## Task requirements
From the entries below, please gather each line containing the string "with".

## Data provided
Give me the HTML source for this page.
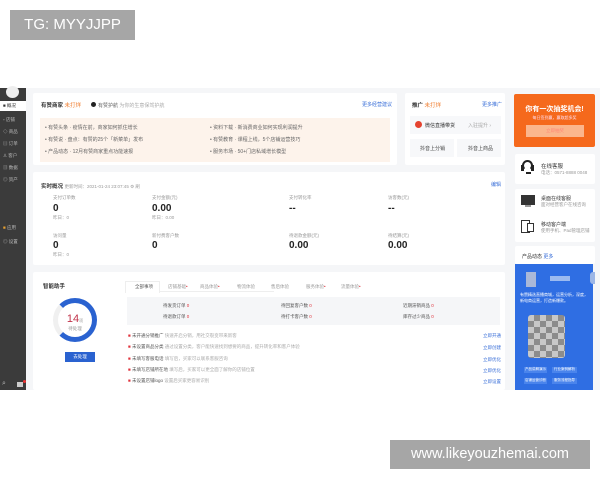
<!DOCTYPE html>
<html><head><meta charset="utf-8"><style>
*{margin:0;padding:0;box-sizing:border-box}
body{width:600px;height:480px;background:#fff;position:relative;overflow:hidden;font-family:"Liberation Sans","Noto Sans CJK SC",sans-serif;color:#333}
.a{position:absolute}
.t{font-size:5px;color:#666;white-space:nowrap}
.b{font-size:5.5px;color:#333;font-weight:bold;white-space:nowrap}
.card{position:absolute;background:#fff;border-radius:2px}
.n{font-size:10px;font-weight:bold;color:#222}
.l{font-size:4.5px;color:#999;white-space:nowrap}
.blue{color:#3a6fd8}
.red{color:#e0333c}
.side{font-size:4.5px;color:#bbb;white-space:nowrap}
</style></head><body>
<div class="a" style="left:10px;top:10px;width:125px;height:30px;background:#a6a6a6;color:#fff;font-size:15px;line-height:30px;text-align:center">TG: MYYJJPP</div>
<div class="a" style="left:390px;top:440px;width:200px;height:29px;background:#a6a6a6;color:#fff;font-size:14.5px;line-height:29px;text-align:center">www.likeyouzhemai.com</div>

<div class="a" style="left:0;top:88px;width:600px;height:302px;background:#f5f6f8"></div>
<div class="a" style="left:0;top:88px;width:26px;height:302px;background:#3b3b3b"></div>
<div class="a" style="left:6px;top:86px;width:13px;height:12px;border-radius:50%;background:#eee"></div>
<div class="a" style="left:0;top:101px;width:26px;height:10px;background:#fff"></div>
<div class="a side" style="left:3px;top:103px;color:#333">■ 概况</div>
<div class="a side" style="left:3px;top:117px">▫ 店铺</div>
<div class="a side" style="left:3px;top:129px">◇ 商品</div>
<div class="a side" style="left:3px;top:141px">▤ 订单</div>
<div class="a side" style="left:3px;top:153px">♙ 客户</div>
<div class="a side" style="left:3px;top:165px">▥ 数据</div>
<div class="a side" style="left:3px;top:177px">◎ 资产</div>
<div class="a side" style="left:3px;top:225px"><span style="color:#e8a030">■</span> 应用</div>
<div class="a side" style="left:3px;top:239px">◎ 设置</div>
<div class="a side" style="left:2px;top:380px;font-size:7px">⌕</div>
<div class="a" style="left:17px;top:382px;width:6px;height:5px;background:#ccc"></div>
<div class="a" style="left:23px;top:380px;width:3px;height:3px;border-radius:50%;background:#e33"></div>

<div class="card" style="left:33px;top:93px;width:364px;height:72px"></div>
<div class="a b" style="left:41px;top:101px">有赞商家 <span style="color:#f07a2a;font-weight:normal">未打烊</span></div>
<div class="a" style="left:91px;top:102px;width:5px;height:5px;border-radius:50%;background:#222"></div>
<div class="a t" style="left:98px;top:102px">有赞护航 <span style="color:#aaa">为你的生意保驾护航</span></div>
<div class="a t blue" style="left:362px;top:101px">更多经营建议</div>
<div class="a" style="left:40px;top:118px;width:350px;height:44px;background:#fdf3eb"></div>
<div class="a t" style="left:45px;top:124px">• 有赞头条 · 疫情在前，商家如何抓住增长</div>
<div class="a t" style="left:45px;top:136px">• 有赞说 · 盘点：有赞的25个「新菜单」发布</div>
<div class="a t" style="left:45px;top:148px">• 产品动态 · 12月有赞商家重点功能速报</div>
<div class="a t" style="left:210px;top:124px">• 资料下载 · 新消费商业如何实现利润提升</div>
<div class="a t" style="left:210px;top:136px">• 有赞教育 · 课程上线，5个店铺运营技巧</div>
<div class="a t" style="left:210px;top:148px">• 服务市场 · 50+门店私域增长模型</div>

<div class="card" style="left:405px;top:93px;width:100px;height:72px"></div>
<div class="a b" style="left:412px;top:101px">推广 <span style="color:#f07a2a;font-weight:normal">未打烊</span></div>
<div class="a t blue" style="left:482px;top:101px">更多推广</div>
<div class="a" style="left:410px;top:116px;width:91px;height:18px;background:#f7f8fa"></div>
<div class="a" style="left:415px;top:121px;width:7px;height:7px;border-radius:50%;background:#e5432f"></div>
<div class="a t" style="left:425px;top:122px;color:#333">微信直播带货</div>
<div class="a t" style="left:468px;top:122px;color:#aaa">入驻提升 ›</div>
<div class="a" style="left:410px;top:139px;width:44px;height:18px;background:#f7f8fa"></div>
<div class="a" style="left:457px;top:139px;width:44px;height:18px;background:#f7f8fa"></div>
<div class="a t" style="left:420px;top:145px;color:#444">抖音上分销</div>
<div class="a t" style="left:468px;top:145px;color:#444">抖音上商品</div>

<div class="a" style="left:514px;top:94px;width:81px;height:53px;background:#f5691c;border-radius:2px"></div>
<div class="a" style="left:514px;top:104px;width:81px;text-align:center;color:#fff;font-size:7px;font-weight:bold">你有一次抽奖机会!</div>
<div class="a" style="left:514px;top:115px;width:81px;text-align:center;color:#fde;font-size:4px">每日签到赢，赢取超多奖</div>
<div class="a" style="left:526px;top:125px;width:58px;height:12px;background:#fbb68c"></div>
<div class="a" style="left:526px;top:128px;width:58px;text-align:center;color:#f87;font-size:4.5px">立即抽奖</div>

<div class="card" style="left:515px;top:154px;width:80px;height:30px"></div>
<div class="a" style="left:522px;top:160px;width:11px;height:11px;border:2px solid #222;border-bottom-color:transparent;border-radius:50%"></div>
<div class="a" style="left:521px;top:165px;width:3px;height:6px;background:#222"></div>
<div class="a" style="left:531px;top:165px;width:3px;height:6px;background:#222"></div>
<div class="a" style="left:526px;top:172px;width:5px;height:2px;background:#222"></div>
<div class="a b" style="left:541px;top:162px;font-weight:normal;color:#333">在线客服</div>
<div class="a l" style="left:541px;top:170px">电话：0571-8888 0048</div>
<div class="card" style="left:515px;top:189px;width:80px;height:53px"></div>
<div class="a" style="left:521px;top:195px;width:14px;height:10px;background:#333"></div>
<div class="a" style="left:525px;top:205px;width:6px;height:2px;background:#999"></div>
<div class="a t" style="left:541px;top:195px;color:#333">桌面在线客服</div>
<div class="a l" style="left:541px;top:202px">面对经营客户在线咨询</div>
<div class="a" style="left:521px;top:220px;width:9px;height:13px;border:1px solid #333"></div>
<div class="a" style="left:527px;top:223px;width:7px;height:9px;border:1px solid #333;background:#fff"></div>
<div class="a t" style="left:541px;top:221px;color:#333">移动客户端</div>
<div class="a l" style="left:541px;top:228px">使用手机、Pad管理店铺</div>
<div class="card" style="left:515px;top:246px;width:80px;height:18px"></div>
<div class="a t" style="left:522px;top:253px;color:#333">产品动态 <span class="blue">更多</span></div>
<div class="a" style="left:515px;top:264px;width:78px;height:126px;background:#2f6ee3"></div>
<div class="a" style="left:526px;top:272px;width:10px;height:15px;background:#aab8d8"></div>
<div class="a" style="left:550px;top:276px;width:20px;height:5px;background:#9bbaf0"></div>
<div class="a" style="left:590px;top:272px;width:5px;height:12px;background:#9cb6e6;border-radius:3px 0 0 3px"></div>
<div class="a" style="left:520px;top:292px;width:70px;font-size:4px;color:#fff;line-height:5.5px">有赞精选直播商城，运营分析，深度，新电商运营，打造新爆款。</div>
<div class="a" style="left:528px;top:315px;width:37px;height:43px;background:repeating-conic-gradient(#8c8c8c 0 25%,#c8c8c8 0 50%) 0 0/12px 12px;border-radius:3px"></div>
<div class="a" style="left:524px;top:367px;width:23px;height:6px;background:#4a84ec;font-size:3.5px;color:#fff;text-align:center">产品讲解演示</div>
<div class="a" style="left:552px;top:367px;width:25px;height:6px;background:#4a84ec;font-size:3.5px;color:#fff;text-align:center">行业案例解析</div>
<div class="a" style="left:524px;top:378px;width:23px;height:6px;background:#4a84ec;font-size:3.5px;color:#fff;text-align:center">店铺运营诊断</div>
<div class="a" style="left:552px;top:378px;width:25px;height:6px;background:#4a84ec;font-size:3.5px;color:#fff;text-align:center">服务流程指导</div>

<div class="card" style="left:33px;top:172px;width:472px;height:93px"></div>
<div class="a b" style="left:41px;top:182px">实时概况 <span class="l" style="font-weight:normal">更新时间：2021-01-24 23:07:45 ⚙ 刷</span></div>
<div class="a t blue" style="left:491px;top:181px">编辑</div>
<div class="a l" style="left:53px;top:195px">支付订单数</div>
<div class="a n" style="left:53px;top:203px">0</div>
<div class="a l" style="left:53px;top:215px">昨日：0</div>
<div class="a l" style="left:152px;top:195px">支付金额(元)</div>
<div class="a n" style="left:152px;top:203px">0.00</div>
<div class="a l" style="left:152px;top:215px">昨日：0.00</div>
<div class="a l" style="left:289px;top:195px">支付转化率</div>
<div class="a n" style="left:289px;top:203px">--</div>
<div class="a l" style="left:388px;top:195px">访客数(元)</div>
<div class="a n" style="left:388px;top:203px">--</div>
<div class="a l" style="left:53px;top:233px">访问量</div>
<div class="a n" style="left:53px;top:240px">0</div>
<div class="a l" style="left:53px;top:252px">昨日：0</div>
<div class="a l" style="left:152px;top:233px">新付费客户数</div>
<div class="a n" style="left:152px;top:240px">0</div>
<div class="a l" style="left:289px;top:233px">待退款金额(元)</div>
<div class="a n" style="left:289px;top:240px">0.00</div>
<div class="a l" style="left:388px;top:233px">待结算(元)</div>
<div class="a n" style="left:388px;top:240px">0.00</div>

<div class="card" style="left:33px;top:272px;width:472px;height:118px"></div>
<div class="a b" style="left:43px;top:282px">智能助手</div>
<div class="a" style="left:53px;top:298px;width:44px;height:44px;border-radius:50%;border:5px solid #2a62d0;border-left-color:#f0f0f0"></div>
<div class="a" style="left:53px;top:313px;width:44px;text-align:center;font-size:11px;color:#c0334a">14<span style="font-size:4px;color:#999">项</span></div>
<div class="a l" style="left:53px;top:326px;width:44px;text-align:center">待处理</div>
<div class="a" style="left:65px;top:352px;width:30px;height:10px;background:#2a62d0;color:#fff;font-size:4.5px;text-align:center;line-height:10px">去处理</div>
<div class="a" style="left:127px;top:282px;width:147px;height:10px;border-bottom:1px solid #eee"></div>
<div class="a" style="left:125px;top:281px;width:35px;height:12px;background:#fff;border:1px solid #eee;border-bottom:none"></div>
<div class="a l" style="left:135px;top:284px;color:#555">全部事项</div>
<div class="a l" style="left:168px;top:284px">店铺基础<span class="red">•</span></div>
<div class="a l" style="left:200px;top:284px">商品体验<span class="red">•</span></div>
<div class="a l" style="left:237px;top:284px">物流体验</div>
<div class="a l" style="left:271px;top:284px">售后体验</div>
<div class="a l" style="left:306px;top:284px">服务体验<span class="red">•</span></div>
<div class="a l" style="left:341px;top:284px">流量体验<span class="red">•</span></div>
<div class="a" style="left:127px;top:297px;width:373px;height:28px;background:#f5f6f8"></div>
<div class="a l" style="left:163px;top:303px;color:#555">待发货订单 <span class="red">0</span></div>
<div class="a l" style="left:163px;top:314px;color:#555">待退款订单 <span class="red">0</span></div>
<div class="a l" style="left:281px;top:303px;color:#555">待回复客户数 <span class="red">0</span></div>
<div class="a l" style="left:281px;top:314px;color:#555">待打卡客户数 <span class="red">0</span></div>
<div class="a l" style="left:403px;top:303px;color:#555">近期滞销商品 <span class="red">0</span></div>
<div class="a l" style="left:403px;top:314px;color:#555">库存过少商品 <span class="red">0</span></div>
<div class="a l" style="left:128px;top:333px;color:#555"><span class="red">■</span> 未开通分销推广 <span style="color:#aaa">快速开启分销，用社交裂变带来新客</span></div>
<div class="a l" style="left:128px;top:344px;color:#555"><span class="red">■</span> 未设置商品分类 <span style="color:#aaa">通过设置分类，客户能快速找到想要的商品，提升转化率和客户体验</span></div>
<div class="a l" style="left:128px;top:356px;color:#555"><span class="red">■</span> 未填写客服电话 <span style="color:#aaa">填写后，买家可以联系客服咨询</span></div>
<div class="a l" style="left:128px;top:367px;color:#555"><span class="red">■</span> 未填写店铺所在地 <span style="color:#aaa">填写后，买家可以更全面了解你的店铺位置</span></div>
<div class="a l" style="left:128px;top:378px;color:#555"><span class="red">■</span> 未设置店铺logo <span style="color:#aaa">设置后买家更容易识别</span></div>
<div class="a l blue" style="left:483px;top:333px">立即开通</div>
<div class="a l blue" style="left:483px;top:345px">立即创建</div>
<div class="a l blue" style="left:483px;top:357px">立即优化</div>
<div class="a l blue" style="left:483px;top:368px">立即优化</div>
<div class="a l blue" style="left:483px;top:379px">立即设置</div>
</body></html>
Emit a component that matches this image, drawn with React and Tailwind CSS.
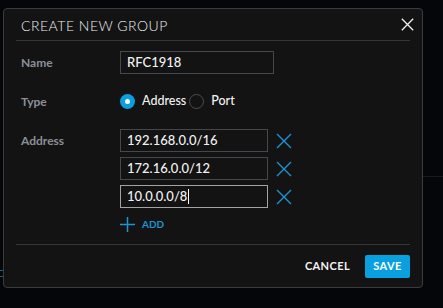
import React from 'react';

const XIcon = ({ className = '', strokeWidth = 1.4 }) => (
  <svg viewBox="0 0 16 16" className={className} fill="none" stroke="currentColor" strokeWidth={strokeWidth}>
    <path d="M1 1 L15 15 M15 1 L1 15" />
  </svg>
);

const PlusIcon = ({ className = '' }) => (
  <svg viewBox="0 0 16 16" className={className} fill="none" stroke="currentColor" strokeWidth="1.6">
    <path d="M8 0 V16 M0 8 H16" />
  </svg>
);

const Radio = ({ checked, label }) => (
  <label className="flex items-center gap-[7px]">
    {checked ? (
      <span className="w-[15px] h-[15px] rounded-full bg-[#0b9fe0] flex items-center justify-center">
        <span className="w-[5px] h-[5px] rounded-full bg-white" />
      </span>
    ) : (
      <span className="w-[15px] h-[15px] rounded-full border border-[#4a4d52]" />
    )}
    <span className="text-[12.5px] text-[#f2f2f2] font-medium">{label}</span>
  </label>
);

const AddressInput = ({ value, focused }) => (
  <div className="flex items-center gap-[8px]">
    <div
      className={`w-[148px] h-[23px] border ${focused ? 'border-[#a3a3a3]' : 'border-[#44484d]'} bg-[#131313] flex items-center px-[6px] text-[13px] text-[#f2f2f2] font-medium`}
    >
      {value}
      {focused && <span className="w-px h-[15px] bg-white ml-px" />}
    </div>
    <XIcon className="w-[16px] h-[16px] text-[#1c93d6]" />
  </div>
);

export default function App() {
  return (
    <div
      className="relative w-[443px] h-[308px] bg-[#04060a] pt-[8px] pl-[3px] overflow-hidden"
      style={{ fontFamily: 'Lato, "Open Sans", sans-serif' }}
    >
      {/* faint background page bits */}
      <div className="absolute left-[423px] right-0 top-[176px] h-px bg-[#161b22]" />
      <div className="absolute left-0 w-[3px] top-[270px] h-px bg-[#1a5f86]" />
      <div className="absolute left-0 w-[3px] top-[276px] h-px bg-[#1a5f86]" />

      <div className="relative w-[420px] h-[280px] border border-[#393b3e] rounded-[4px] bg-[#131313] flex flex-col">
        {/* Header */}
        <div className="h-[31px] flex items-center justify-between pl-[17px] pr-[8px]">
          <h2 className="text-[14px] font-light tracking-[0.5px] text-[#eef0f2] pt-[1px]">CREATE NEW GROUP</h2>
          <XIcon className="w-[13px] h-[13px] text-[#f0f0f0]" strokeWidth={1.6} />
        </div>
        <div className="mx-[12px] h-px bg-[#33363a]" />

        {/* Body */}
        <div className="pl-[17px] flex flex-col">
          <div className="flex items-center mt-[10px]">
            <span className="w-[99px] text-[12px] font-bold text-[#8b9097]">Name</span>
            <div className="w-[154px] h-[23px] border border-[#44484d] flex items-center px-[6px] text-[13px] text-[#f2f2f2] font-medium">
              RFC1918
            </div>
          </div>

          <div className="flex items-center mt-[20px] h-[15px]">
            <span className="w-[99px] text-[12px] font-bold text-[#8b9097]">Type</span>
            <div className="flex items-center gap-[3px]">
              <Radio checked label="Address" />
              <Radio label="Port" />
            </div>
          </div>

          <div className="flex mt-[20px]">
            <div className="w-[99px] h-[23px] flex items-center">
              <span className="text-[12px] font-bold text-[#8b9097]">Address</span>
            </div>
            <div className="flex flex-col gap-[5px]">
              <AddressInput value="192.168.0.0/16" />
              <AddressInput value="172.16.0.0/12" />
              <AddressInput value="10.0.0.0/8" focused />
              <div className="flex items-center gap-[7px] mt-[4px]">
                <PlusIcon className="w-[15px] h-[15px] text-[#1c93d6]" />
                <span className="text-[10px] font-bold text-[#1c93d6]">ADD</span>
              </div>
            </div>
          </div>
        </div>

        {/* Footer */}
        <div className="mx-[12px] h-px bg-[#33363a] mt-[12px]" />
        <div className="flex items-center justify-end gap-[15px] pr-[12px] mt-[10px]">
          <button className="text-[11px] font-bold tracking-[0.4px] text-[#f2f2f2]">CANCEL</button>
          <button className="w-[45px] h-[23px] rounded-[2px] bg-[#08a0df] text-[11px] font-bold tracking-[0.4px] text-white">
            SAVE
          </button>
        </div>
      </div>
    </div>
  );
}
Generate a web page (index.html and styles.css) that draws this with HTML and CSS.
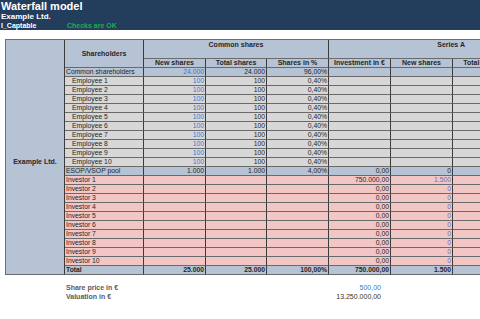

## Output
Emit a component that matches this image, drawn with React and Tailwind CSS.
Generate a web page (index.html and styles.css) that draws this with HTML and CSS.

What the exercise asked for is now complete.